5. Swap out your old light bulbs
Although it may seem like a minor change, don’t underestimate the difference switching to energy saving light bulbs could make.
Older lighting types such as halogen and incandescent bulbs are gradually being phased out and replaced by energy efficient equivalents such as compact fluorescent lamps (CFLs) and light-emitting diodes (LEDs). These modern bulbs can last between 10 and 25 times as long as their old-fashioned equivalent, using far less electricity to produce the same amount of light.

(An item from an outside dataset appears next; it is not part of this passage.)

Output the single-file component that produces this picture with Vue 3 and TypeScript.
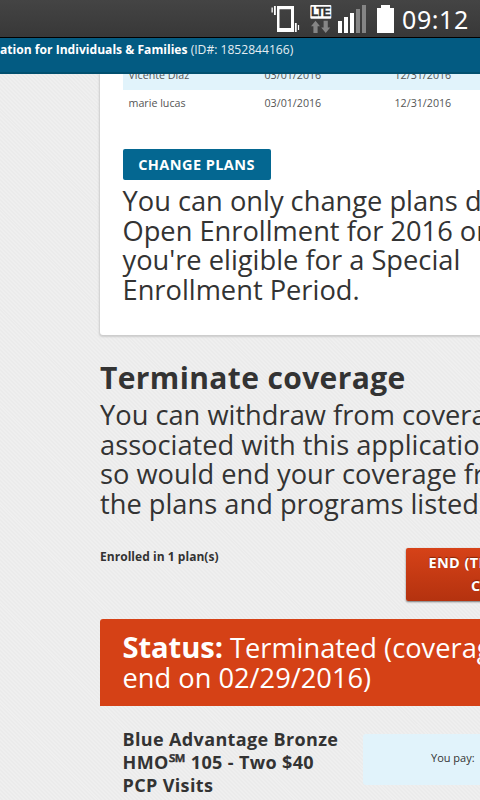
<script setup lang="ts">
interface Member {
  name: string
  start: string
  end: string
}

const members: Member[] = [
  { name: 'Vicente Diaz', start: '03/01/2016', end: '12/31/2016' },
  { name: 'marie lucas', start: '03/01/2016', end: '12/31/2016' },
]

const changeLines: string[] = [
  'You can only change plans during',
  'Open Enrollment for 2016 or if',
  "you're eligible for a Special",
  'Enrollment Period.',
]

const terminateLines: string[] = [
  'You can withdraw from coverage',
  'associated with this application',
  'so would end your coverage from',
  'the plans and programs listed',
]
</script>

<template>
  <div class="screen">
    <header class="phone-bar">
      <svg class="status-icons" width="131" height="37" viewBox="0 0 131 37">
        <g fill="#fff">
          <path d="M6 6h17v26H6zM8.5 9.3V28H20V9.3z" fill-rule="evenodd" />
          <path d="M3 6h1.8v9H3zM.5 7.5h1.3v5H.5zM23.9 23h1.8v9h-1.8zM26.9 25h1.2v5h-1.2z" />
          <rect x="39.3" y="5" width="21" height="13.7" rx="1" />
          <path d="M67 21h4v12h-4zM73 17h4v16h-4zM79 13h4v20h-4z" />
          <path d="M110 5h9v3h4v25h-17V8h4z" />
        </g>
        <path d="M85 9h4v24h-4zM91 5h4v28h-4z" fill="#858585" />
        <path d="M44.5 20.7l4.5 5.6h-2.4V33h-4.2v-6.7H40zM54.7 33l-4.5-5.6h2.4v-6.7h4.2v6.7h2.4z" fill="#858585" />
        <text x="49.3" y="16.2" text-anchor="middle" class="lte">LTE</text>
      </svg>
      <span class="clock">09:12</span>
    </header>

    <div class="app-bar">
      <span class="app-title"><b>ation for Individuals &amp; Families</b> (ID#: 1852844166)</span>
    </div>

    <main class="page">
      <section class="card">
        <div class="members">
          <div v-for="m in members" :key="m.name" class="member">
            <span>{{ m.name }}</span><span>{{ m.start }}</span><span>{{ m.end }}</span>
          </div>
        </div>
        <button class="change">CHANGE PLANS</button>
        <p class="copy">
          <span v-for="l in changeLines" :key="l">{{ l }}</span>
        </p>
      </section>

      <h2>Terminate coverage</h2>
      <p class="copy">
        <span v-for="l in terminateLines" :key="l">{{ l }}</span>
      </p>

      <div class="enrolled">
        <b>Enrolled in 1 plan(s)</b>
        <button class="end"><span>END (TERMINATE) ALL</span><span>COVERAGE</span></button>
      </div>

      <section class="plan">
        <div class="status">
          <div class="status-line"><b>Status:</b> Terminated (coverage will</div>
          <div class="status-line">end on 02/29/2016)</div>
        </div>
        <div class="plan-body">
          <h3>
            <span>Blue Advantage Bronze</span>
            <span>HMO<i class="mark">℠</i> 105 - Two $40</span>
            <span>PCP Visits</span>
          </h3>
          <div class="pay">You pay:</div>
        </div>
      </section>
    </main>
  </div>
</template>

<style>
body {
  margin: 0;
  overflow: hidden;
}
</style>

<style scoped>
.screen {
  width: 480px;
  height: 800px;
  overflow: hidden;
  display: flex;
  flex-direction: column;
  font-family: 'Open Sans', 'Noto Sans', sans-serif;
  color: #333;
  white-space: nowrap;
  background: repeating-linear-gradient(45deg, #efefef 0 1.4px, #ebebeb 1.4px 2.8px);
}
.phone-bar {
  flex: none;
  box-sizing: border-box;
  height: 38px;
  padding: 0 0 0 271px;
  display: flex;
  background: linear-gradient(#444, #383838);
  border-bottom: 1px solid #000;
}
.status-icons {
  flex: none;
}
.lte {
  font: bold 12px 'Liberation Sans', sans-serif;
  letter-spacing: -1px;
  stroke: #333;
  stroke-width: 0.3px;
  fill: #333;
}
.clock {
  font: 25px/39px 'Noto Sans', sans-serif;
  letter-spacing: 0.6px;
  color: #fff;
}
.app-bar {
  flex: none;
  box-sizing: border-box;
  height: 36px;
  background: #035b82;
  border-bottom: 2px solid #02506f;
  color: #e4edf2;
  font-size: 12.1px;
  line-height: 23px;
}
.app-title b {
  color: #fff;
}
.page {
  flex: 1;
  min-height: 0;
  overflow: hidden;
  padding-left: 100px;
}
p,
h2,
h3 {
  margin: 0;
}
button {
  border: 0;
  padding: 0;
  font-family: inherit;
  color: #fff;
  font-weight: 700;
}
.card {
  box-sizing: border-box;
  height: 261px;
  width: 420px;
  padding-left: 22.5px;
  background: #fff;
  border-radius: 0 0 3px 3px;
  box-shadow: 0 1px 2px 1px #ccc;
}
.members {
  overflow: hidden;
  height: 75px;
  display: flex;
  flex-direction: column;
}
.member {
  flex: none;
  display: grid;
  grid-template-columns: 136px 130px 140px;
  font-size: 10.7px;
  height: 26px;
  line-height: 26px;
  color: #555;
}
.member span {
  padding-left: 6px;
}
.member:first-child {
  height: 16px;
  line-height: 2px;
  background: #e1f3fb;
}
.change {
  display: block;
  width: 148px;
  height: 30.5px;
  border-radius: 2px;
  background: #046791;
  font-size: 14.5px;
  line-height: 31px;
  letter-spacing: 0.42px;
}
.copy {
  font-size: 27.25px;
  line-height: 29.6px;
}
.copy span,
h3 span,
.end span {
  display: block;
}
.card .copy {
  padding-top: 6.5px;
}
h2 {
  padding-top: 24px;
  height: 41px;
  font-size: 30px;
  line-height: 38px;
  letter-spacing: 0.37px;
}
.enrolled {
  display: flex;
  height: 101px;
  box-sizing: border-box;
  padding-top: 29.6px;
  font-size: 12px;
  letter-spacing: 0.04px;
}
.enrolled b {
  width: 306px;
  flex: none;
  line-height: 18px;
}
.end {
  flex: none;
  width: 210px;
  height: 53px;
  border-radius: 2px;
  background: linear-gradient(#d64218, #b4320f);
  box-shadow: 0 1px 2px #777;
  font-size: 14.5px;
  line-height: 23px;
  letter-spacing: 0.42px;
  text-shadow: 0 -1px 1px #852509;
}
.status {
  box-sizing: border-box;
  height: 86.3px;
  width: 420px;
  padding: 12.4px 0 0 22.5px;
  background: #d54116;
  border-radius: 3px 0 0;
  color: #fff;
  font-size: 27.25px;
  line-height: 30.5px;
}
.status b {
  font-size: 29.2px;
  line-height: 30px;
  letter-spacing: -0.1px;
}
.plan-body {
  display: flex;
  align-items: flex-start;
  padding: 22px 0 0 22.5px;
}
h3 {
  flex: none;
  width: 240.5px;
  font-size: 18px;
  line-height: 22.7px;
  letter-spacing: 0.36px;
}
.mark {
  font-style: normal;
  font-size: 22px;
  line-height: 1;
  letter-spacing: 0;
  vertical-align: -1px;
  -webkit-text-stroke: 0.5px #333;
}
.pay {
  flex: none;
  box-sizing: border-box;
  width: 140px;
  height: 51px;
  margin-top: 6.5px;
  padding-left: 68px;
  background: #e1f3fb;
  border-radius: 3px 0 0 3px;
  font-size: 11px;
  line-height: 48px;
}
</style>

By replacing your traditional bulbs, you could increase your home energy efficiency and trim around £100 a year off your electricity bill!
6. Get a free smart meter
A smart meter allows you to monitor your energy consumption in near real-time on an in-home display (IHD). Therefore, you are able to see where you are using the most energy and make decisions about where and how to cut back when possible.

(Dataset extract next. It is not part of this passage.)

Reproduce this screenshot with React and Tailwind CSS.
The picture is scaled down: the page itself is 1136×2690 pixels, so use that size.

Most households can get a smart meter installed for free from as part of the national smart meter rollout. To do so, you can either get in touch with your current energy supplier or switch to an exclusive smart meter tariff with another provider.
7. Not in use? Switch it off.
One of the most overlooked energy efficiency measures is switching off and unplugging appliances when we are not using them. For example, switching lights off when nobody is in the room, turning the TV off when nobody is watching it or unplugging your phone or laptop when it is fully charged.
Around 5%-10% of residential electricity bills are made up of those items that are plugged in 24 hours a day. Making a mental note to turn off and unplug things when you aren’t using them will cut your energy consumption and could save you tens, if not hundreds of pounds per year!
8. Make the most of home energy efficiency grants and schemes
For more costly home energy efficiency improvements, you may qualify for financial support through government-backed initiatives such as the Energy Companies Obligation (ECO) and the Green Homes Grant.